A. Introduction
The
plaintiff, [insert the plaintiff’s name], alleges that the defendant, [insert
the employer’s name], was
negligent in the manner in which [he]
[she] [it] hired and supervised [insert the alleged dangerous
employee’s name]. The plaintiff
further claims that as a result of [insert employer’s name]’s
negligence, [he] [she] was exposed to [insert the alleged dangerous
employee’s name], a
dangerous individual, who ultimately [insert a brief description of the
alleged damage or injury].
B. Duty
Of An Employer Generally
The
mere happening of an unfortunate event does not provide a basis for
liability. Liability is established only
if it is proven that a person owing a duty to another breached that duty, and the
breach of duty caused the injury or damages claimed.
Generally,
an employer is not liable for an employee’s criminal or tortious act, whether
negligent or intentional, unless the act was committed during the course of,
and within the scope of, employment. An
exception exists in the case of a claim of negligent hiring. An employer may be held responsible for the
criminal or wrongful acts of [his] [her] [its] employee, even if those acts occur outside the scope of
employment, if the employer was negligent in the manner in which [he] [she]

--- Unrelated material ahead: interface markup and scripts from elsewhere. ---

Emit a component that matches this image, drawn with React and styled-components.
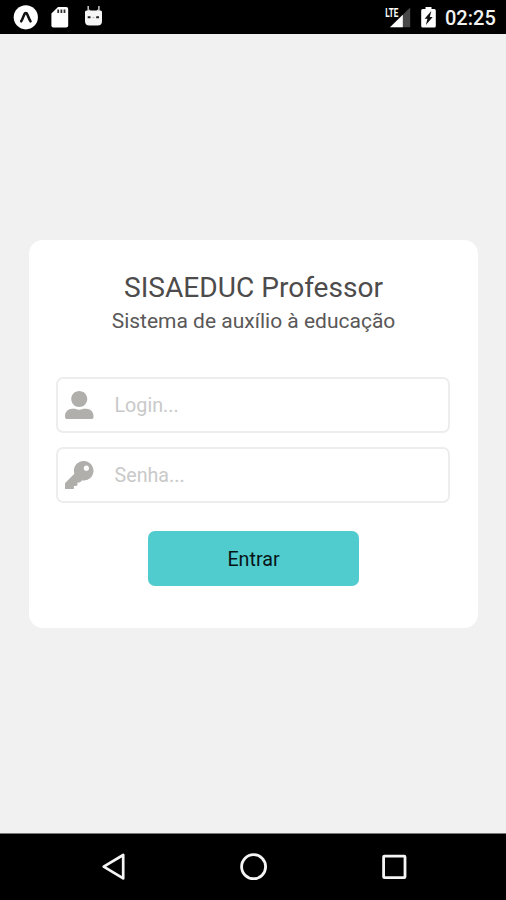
import React, { Component, Fragment } from "react";

import styled, { createGlobalStyle } from "styled-components";
import { FaUserAlt, FaKey } from "react-icons/fa";

const GlobalStyle = createGlobalStyle`
  * {
    box-sizing: border-box;
  }

  body {
    margin: 0;
    font-family: Roboto, "Liberation Sans", sans-serif;
    background: #f1f1f1;
  }
`;

const Screen = styled.div`
  display: flex;
  flex-direction: column;
  width: 100%;
  height: 100vh;
  background: #f1f1f1;
`;

const StatusBar = styled.header`
  display: flex;
  justify-content: space-between;
  align-items: flex-start;
  height: 34px;
  padding: 0 11px 0 12px;
  background: #000;
  flex-shrink: 0;
`;

const StatusGroup = styled.div`
  display: flex;
  height: 34px;
`;

const Battery = styled.div`
  margin-left: 9px;
`;

const Clock = styled.span`
  width: 50px;
  margin-left: 9px;
  color: #f2f2f2;
  font-size: 20px;
  font-weight: 500;
  line-height: 36px;
  white-space: nowrap;
`;

const Main = styled.main`
  display: flex;
  flex: 1;
  justify-content: center;
  align-items: center;
  padding: 1px 28px 0 29px;
`;

const Card = styled.form`
  display: flex;
  flex-direction: column;
  align-items: center;
  width: 449px;
  height: 388px;
  padding: 31px 27px 42px;
  border-radius: 14px;
  background: #fff;
`;

const Title = styled.h1`
  margin: 0;
  color: #4d4b4b;
  font-size: 28.1px;
  font-weight: 400;
  line-height: 34px;
  white-space: nowrap;
`;

const Subtitle = styled.p`
  margin: 0 0 39px;
  color: #5a5858;
  font-size: 21px;
  line-height: 33px;
  white-space: nowrap;
`;

const Field = styled.label`
  display: flex;
  align-items: center;
  width: 394px;
  height: 56px;
  margin: 0 1px 14px 0;
  padding-left: 7px;
  border: 2px solid #ededed;
  border-radius: 7px;
  color: #b0afac;
  flex-shrink: 0;
`;

const Input = styled.input`
  flex: 1;
  min-width: 0;
  margin-left: 21px;
  padding: 0;
  border: none;
  outline: none;
  background: transparent;
  color: #4d4b4b;
  font-family: inherit;
  font-size: 19.7px;

  &::placeholder {
    color: #c9c9c9;
    opacity: 1;
  }
`;

const LoginButton = styled.button`
  width: 211px;
  height: 55px;
  margin-top: 14px;
  padding: 2px 0 0;
  border: none;
  border-radius: 7px;
  background: #50cbce;
  color: #071416;
  font-family: inherit;
  font-size: 19.7px;
  flex-shrink: 0;
`;

const NavBar = styled.nav`
  display: flex;
  justify-content: space-between;
  height: 67px;
  padding: 18px 97px 0 98px;
  border-top: 1px solid #777;
  background: #000;
  flex-shrink: 0;
`;

const StatusIcons = () => (
  <svg width="94" height="34" viewBox="12 0 94 34">
    <circle cx="25.8" cy="17.3" r="12.1" fill="#fff" />
    <path
      d="M21.2 21.3c1.5-2 2.7-7 3.8-8 .5-.4 1.1-.4 1.6 0 1.1 1 2.4 6 3.9 8"
      fill="none"
      stroke="#111"
      strokeWidth="2.6"
      strokeLinecap="round"
    />
    <path
      d="M58 7h8.2q2 0 2 2v16.6q0 2-2 2H53.4q-2 0-2-2V13.5z"
      fill="#fff"
    />
    <path
      d="M58.2 9.5v3.6M61.4 9.5v3.6M64.5 9.5v3.6"
      stroke="#333"
      strokeWidth="1.8"
    />
    <path
      d="M88.2 6v5l2-.8M98.9 6v5l-2-.8"
      fill="none"
      stroke="#bbb"
      strokeWidth="1.6"
    />
    <path
      d="M85 12q0-1.500 1.500-1.500h14q1.500 0 1.500 1.500v9q0 4.500-4.500 4.500h-8q-4.500 0-4.500-4.500z"
      fill="#f5f5f5"
    />
    <path d="M87.7 17.2h2.800M96.200 17.2h2.800" stroke="#222" strokeWidth="2" />
    <path d="M92.3 17.6h2.200" stroke="#bbb" strokeWidth="1" />
  </svg>
);

const SignalIcon = () => (
  <svg width="28" height="34" viewBox="384 0 28 34">
    <path d="M410.2 7.5v19.7H390z" fill="#484848" />
    <path d="M402.8 14.7v12.5H390z" fill="#fff" />
    <text
      x="385.2"
      y="16.5"
      fill="#fff"
      fontFamily="Roboto, sans-serif"
      fontSize="13"
      fontWeight="700"
      textLength="13"
      lengthAdjust="spacingAndGlyphs"
    >
      LTE
    </text>
  </svg>
);

const BatteryIcon = () => (
  <svg width="15" height="34" viewBox="421 0 15 34">
    <path
      d="M425.5 7h6v2h2.7q1.6 0 1.6 1.6v15.4q0 1.6-1.6 1.6h-11.4q-1.6 0-1.6-1.6V10.600q0-1.600 1.600-1.600h2.700z"
      fill="#fff"
    />
    <path d="M431.3 11 424.6 18.8h2.8l-1.5 6.2 6.8-8h-2.900z" fill="#111" />
  </svg>
);

const BackIcon = () => (
  <svg width="30" height="30" viewBox="98 852 30 30">
    <path
      d="M123.2 855v23.4L103.7 866.7z"
      fill="none"
      stroke="#f5f5f5"
      strokeWidth="2.7"
      strokeLinejoin="round"
    />
  </svg>
);

const HomeIcon = () => (
  <svg width="30" height="30" viewBox="239 852 30 30">
    <circle
      cx="253.6"
      cy="866.7"
      r="12"
      fill="none"
      stroke="#f5f5f5"
      strokeWidth="2.8"
    />
  </svg>
);

const RecentIcon = () => (
  <svg width="30" height="30" viewBox="379 852 30 30">
    <rect
      x="383.6"
      y="856.2"
      width="21.4"
      height="21.4"
      rx=".8"
      fill="none"
      stroke="#f5f5f5"
      strokeWidth="2.8"
    />
  </svg>
);

class App extends Component {
  constructor(props) {
    super(props);
    this.state = {
      login: "",
      senha: ""
    };
  }

  changeHandler = e => {
    this.setState({
      [e.target.name]: e.target.value
    });
  };

  handleSubmit = e => {
    e.preventDefault();
  };

  render() {
    return (
      <Fragment>
        <GlobalStyle />
        <Screen>
          <StatusBar>
            <StatusIcons />
            <StatusGroup>
              <SignalIcon />
              <Battery>
                <BatteryIcon />
              </Battery>
              <Clock>02:25</Clock>
            </StatusGroup>
          </StatusBar>
          <Main>
            <Card onSubmit={this.handleSubmit}>
              <Title>SISAEDUC Professor</Title>
              <Subtitle>Sistema de auxílio à educação</Subtitle>
              <Field>
                <FaUserAlt size={28.5} />
                <Input
                  type="text"
                  name="login"
                  placeholder="Login..."
                  value={this.state.login}
                  onChange={this.changeHandler}
                />
              </Field>
              <Field>
                <FaKey size={28.5} />
                <Input
                  type="password"
                  name="senha"
                  placeholder="Senha..."
                  value={this.state.senha}
                  onChange={this.changeHandler}
                />
              </Field>
              <LoginButton type="submit">Entrar</LoginButton>
            </Card>
          </Main>
          <NavBar>
            <BackIcon />
            <HomeIcon />
            <RecentIcon />
          </NavBar>
        </Screen>
      </Fragment>
    );
  }
}

export default App;
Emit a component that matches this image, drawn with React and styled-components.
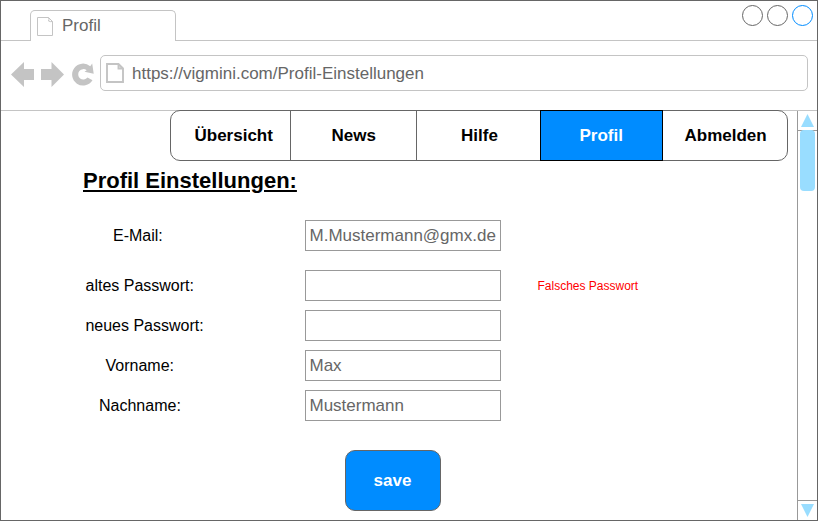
import React from "react";
import styled, { createGlobalStyle } from "styled-components";

const GlobalStyle = createGlobalStyle`
  *, *::before, *::after { box-sizing: border-box; }
  body {
    margin: 0;
    background: #fff;
    font-family: "Liberation Sans", Arial, Helvetica, sans-serif;
  }
`;

const Window = styled.div`
  display: flex;
  flex-direction: column;
  width: 818px;
  height: 521px;
  overflow: hidden;
  border: 1px solid #666;
`;

const TabStrip = styled.header`
  display: flex;
  justify-content: space-between;
  height: 40px;
  padding: 0 4px 0 29px;
  border-bottom: 1px solid #c4c4c4;
`;

const Tab = styled.div`
  display: flex;
  align-items: flex-start;
  width: 146px;
  height: 31px;
  margin-top: 9px;
  padding: 6px 0 0 6px;
  border: 1px solid #c4c4c4;
  border-bottom: 0;
  border-radius: 5px 5px 0 0;
  background: #fff;
`;

const TabTitle = styled.span`
  margin: -1px 0 0 8px;
  font-size: 17px;
  line-height: 20px;
  color: #666;
`;

const WindowControls = styled.div`
  display: flex;
  gap: 3px;
  padding-top: 3px;
`;

const Control = styled.svg`
  display: block;
  width: 22px;
  height: 22px;
  fill: #fff;
  stroke: ${(p) => (p.$active ? "#008cff" : "#666")};
`;

const Toolbar = styled.div`
  display: flex;
  align-items: flex-start;
  height: 69px;
  padding: 14px 9px 0 10px;
`;

const NavIcons = styled.svg`
  display: block;
  width: 89px;
  height: 36px;
  fill: #c4c4c4;
`;

const AddressBar = styled.div`
  display: flex;
  align-items: center;
  flex: 1;
  height: 36px;
  padding-left: 5px;
  border: 1px solid #c4c4c4;
  border-radius: 5px;
`;

const Url = styled.span`
  margin-left: 7px;
  padding-top: 2px;
  font-size: 17px;
  line-height: 20px;
  color: #666;
`;

const PageIcon = styled.svg`
  display: block;
  flex: none;
  fill: none;
  stroke: #c4c4c4;
`;

const Viewport = styled.div`
  display: flex;
  flex: 1;
  border-top: 1px solid #c4c4c4;
`;

const Page = styled.main`
  flex: 1;
`;

const Menu = styled.nav`
  display: flex;
  width: 618px;
  height: 51px;
  margin: -1px 0 0 169px;
  border: 1px solid #666;
  border-radius: 10px;
  background: #fff;
`;

const MenuItem = styled.a`
  width: ${(p) => p.$width}px;
  height: ${(p) => (p.$active ? 51 : 49)}px;
  margin-top: ${(p) => (p.$active ? -1 : 0)}px;
  padding: 15px 0 0 ${(p) => p.$indent}px;
  border: 0 solid #666;
  border-right-width: ${(p) => (p.$divider ? 1 : 0)}px;
  font-size: 17px;
  font-weight: bold;
  line-height: 20px;
  color: #000;
  ${(p) => p.$active && "border: 1px solid #000; background: #008cff; color: #fff;"}
`;

const Title = styled.h1`
  margin: 7px 0 0 82px;
  font-size: 22px;
  font-weight: bold;
  line-height: 26px;
  text-decoration: underline;
`;

const Form = styled.form`
  display: flex;
  flex-direction: column;
  gap: 9px;
  margin-top: 26px;
`;

const Row = styled.div`
  display: flex;
  align-items: center;
  height: 31px;
  margin-bottom: ${(p) => (p.$spaced ? 10 : 0)}px;
`;

const Label = styled.label`
  width: 304px;
  padding-left: ${(p) => p.$indent}px;
  font-size: 16px;
  line-height: 20px;
  color: #000;
`;

const Field = styled.input`
  width: 196px;
  height: 31px;
  margin: 0;
  padding: 0 3.5px;
  border: 1px solid #999;
  border-radius: 0;
  outline: 0;
  background: #fff;
  font: 17px "Liberation Sans", Arial, sans-serif;
  color: #666;
`;

const ErrorText = styled.span`
  margin-left: 36.5px;
  font-size: 12px;
  line-height: 14px;
  color: #f00;
`;

const SaveButton = styled.button`
  width: 96px;
  height: 61px;
  margin: 20px 0 0 344px;
  padding: 0 1px 0 0;
  border: 1px solid #666;
  border-radius: 10px;
  background: #008cff;
  font: bold 17px "Liberation Sans", Arial, sans-serif;
  color: #fff;
`;

const Scrollbar = styled.aside`
  display: flex;
  flex-direction: column;
  width: 21px;
  margin: 0 -1px -1px 0;
  border: 1px solid #999;
  border-top: 0;
`;

const ScrollArrow = styled.svg`
  display: block;
  width: 19px;
  height: 19px;
  fill: #99ddff;
`;

const Track = styled.div`
  flex: 1;
  border: solid #999;
  border-width: 1px 0;
`;

const Thumb = styled.div`
  width: 15px;
  height: 61px;
  margin: -1px 0 0 2px;
  border-radius: 4px;
  background: #99ddff;
`;

const menuItems = [
  { text: "Übersicht", width: 120, indent: 23.5, divider: true },
  { text: "News", width: 126, indent: 40.5, divider: true },
  { text: "Hilfe", width: 123, indent: 44 },
  { text: "Profil", width: 123, indent: 38.5, active: true },
  { text: "Abmelden", width: 124, indent: 21.5 },
];

const fields = [
  { id: "email", label: "E-Mail:", indent: 112, value: "M.Mustermann@gmx.de", spaced: true },
  { id: "old", label: "altes Passwort:", indent: 84.5, value: "", error: "Falsches Passwort" },
  { id: "new", label: "neues Passwort:", indent: 84.4, value: "" },
  { id: "first", label: "Vorname:", indent: 104.5, value: "Max" },
  { id: "last", label: "Nachname:", indent: 98, value: "Mustermann" },
];

export default function App() {
  return (
    <>
      <GlobalStyle />
      <Window>
        <TabStrip>
          <Tab>
            <PageIcon width="17" height="20">
              <path d="M.5.5h11l4 4v14H.5zM11.5.5q1 2 0 3.500 2 1 4 .5" />
            </PageIcon>
            <TabTitle>Profil</TabTitle>
          </Tab>
          <WindowControls>
            {[false, false, true].map((active, i) => (
              <Control key={i} $active={active}>
                <circle cx="11.5" cy="11.5" r="10" />
              </Control>
            ))}
          </WindowControls>
        </TabStrip>
        <Toolbar>
          <NavIcons viewBox="11 55 89 36">
            <path d="M11 74.5 24 62v7H34v11H24v7zM64 74.500 51.500 62v7H41v11h10.500v7z" />
            <path d="M92.200 63.500 93.700 73.700 84.500 71.800 86.700 70.300A5.200 5.200 0 1 0 87.500 77.500L92.500 80.300A11 11 0 1 1 90.200 66.200z" />
          </NavIcons>
          <AddressBar>
            <PageIcon width="19" height="21" strokeWidth="1.9">
              <path d="M1 1h11.500l4.500 4.500V19H1zM12.500 1v4.500H17" />
            </PageIcon>
            <Url>https://vigmini.com/Profil-Einstellungen</Url>
          </AddressBar>
        </Toolbar>
        <Viewport>
          <Page>
            <Menu>
              {menuItems.map((m) => (
                <MenuItem key={m.text} $width={m.width} $indent={m.indent} $divider={m.divider} $active={m.active}>
                  {m.text}
                </MenuItem>
              ))}
            </Menu>
            <Title>Profil Einstellungen:</Title>
            <Form>
              {fields.map((f) => (
                <Row key={f.id} $spaced={f.spaced}>
                  <Label htmlFor={f.id} $indent={f.indent}>{f.label}</Label>
                  <Field id={f.id} defaultValue={f.value} />
                  {f.error && <ErrorText>{f.error}</ErrorText>}
                </Row>
              ))}
              <SaveButton type="button">save</SaveButton>
            </Form>
          </Page>
          <Scrollbar>
            <ScrollArrow>
              <path d="M9.500 3 16 16H3z" />
            </ScrollArrow>
            <Track>
              <Thumb />
            </Track>
            <ScrollArrow>
              <path d="M3 3h13L9.500 16z" />
            </ScrollArrow>
          </Scrollbar>
        </Viewport>
      </Window>
    </>
  );
}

[it] hired, supervised or retained an
inappropriate or unfit employee.[2]
C. Negligent
Hiring Exception
An
employer in a business providing services to the public has a duty to use
reasonable care in selecting competent and fit employees for the work assigned
to them. An employer is also bound to refrain from retaining the services of an
unfit employee.[3]
An
unfit employee is one whose dangerous propensities make him or her
inappropriate for a particular job assignment[4]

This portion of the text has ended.